## Records to use
'''
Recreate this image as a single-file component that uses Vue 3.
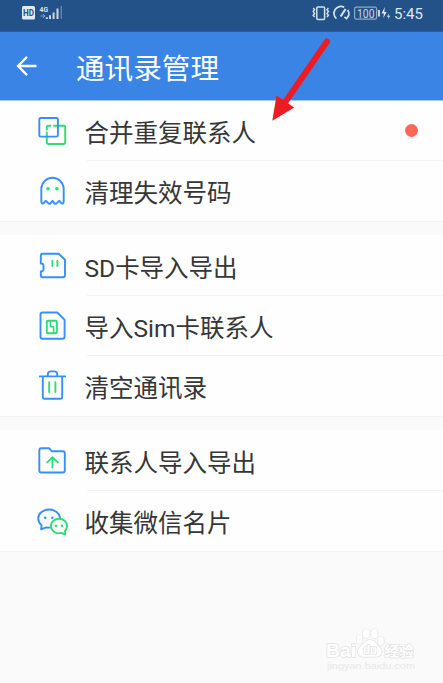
'''
'''
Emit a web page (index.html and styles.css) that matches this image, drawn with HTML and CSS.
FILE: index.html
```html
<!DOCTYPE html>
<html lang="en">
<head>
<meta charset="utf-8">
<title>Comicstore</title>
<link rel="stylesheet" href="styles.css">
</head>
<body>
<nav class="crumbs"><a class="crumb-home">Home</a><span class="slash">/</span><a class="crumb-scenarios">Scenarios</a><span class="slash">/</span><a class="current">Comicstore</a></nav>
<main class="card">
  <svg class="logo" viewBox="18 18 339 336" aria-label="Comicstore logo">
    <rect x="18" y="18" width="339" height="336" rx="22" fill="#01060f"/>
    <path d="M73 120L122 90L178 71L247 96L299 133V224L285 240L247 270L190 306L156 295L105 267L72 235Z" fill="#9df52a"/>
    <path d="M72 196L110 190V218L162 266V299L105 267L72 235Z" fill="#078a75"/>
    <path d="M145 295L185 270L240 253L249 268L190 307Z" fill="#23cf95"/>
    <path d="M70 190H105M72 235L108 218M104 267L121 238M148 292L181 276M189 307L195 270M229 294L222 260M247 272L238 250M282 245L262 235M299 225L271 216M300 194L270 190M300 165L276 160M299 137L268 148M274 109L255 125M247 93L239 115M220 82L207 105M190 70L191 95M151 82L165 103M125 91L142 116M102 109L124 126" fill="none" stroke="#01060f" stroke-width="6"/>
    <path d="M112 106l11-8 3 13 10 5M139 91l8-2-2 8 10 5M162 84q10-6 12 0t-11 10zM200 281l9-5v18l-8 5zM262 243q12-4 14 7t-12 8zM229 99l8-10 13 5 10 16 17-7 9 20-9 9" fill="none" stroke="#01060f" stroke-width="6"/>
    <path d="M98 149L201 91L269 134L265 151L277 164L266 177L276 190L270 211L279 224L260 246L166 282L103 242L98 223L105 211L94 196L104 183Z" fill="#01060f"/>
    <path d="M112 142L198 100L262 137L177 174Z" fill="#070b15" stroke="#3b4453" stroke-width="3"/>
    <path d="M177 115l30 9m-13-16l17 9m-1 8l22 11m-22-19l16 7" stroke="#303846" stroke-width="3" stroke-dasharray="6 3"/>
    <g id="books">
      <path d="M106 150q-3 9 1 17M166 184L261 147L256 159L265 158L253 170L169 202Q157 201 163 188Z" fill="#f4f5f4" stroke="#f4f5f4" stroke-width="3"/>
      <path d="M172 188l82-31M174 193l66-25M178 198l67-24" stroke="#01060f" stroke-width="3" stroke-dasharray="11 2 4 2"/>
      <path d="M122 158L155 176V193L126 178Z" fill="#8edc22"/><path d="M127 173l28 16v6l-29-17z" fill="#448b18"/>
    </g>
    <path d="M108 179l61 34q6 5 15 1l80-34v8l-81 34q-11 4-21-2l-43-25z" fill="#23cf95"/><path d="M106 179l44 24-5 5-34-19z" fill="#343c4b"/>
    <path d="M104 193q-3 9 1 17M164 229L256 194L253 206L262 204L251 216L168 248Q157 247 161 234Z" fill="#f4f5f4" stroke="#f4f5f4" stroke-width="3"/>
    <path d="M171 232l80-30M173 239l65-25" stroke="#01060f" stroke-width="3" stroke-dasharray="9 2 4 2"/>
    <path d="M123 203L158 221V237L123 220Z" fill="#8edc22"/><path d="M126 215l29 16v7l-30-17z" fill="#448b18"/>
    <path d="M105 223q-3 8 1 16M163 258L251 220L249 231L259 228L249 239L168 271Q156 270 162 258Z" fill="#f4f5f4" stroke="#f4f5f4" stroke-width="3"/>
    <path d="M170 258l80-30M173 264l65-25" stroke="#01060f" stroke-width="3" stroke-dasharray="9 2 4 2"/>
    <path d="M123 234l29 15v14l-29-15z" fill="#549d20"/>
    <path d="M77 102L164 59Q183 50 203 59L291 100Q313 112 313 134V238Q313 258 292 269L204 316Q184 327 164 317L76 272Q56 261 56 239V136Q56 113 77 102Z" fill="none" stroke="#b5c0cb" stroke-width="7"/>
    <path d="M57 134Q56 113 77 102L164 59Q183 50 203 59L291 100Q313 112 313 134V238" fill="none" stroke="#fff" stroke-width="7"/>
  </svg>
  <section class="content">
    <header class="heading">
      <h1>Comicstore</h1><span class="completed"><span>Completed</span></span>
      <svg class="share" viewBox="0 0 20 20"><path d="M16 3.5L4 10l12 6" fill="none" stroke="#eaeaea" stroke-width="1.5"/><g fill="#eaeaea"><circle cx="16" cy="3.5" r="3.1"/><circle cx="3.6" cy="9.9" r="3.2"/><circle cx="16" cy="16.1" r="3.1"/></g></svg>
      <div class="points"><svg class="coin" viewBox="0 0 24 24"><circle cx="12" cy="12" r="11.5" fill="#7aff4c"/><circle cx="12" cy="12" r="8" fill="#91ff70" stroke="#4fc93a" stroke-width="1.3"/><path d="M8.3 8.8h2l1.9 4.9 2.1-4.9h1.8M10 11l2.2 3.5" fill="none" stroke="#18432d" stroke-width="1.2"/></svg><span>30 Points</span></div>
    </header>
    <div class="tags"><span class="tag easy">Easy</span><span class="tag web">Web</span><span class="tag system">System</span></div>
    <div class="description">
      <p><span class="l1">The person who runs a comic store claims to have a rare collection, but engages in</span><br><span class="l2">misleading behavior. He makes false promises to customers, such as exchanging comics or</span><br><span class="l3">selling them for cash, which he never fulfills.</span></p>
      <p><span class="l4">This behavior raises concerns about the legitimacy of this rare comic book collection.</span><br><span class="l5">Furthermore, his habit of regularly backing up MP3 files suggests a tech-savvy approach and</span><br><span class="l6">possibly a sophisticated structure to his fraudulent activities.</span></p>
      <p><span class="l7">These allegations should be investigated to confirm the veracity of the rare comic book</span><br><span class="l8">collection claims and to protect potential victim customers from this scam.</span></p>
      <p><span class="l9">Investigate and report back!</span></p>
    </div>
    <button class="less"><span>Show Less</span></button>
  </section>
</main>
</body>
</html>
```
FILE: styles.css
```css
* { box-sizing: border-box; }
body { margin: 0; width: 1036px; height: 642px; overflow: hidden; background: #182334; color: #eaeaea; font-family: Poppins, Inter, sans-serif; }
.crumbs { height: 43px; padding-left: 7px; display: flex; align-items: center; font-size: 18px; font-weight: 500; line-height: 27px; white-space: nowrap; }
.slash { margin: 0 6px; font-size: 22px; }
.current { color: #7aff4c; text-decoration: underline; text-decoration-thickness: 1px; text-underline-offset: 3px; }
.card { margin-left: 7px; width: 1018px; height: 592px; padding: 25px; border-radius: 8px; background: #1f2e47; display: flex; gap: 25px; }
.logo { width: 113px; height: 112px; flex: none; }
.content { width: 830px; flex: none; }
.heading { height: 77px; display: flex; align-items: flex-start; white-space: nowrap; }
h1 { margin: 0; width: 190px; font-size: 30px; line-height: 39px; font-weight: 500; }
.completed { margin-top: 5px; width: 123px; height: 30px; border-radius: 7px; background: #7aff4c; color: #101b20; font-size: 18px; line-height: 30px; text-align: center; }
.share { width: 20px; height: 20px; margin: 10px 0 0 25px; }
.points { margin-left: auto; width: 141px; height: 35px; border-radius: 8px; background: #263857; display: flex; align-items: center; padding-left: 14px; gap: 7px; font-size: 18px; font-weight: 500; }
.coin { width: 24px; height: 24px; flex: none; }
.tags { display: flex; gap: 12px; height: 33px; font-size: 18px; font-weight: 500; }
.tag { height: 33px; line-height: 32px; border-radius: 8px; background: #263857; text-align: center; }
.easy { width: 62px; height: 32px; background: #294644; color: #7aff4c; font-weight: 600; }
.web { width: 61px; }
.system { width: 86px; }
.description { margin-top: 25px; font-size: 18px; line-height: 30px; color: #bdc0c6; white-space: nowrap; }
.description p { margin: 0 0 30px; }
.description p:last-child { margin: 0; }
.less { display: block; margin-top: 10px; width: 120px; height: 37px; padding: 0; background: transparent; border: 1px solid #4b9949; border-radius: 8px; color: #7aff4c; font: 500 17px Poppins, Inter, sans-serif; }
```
'''
## What you are asked to do
From the entries above, list each line with "that" in it.

## Exercise answer
Recreate this image as a single-file component that uses Vue 3.
Emit a web page (index.html and styles.css) that matches this image, drawn with HTML and CSS.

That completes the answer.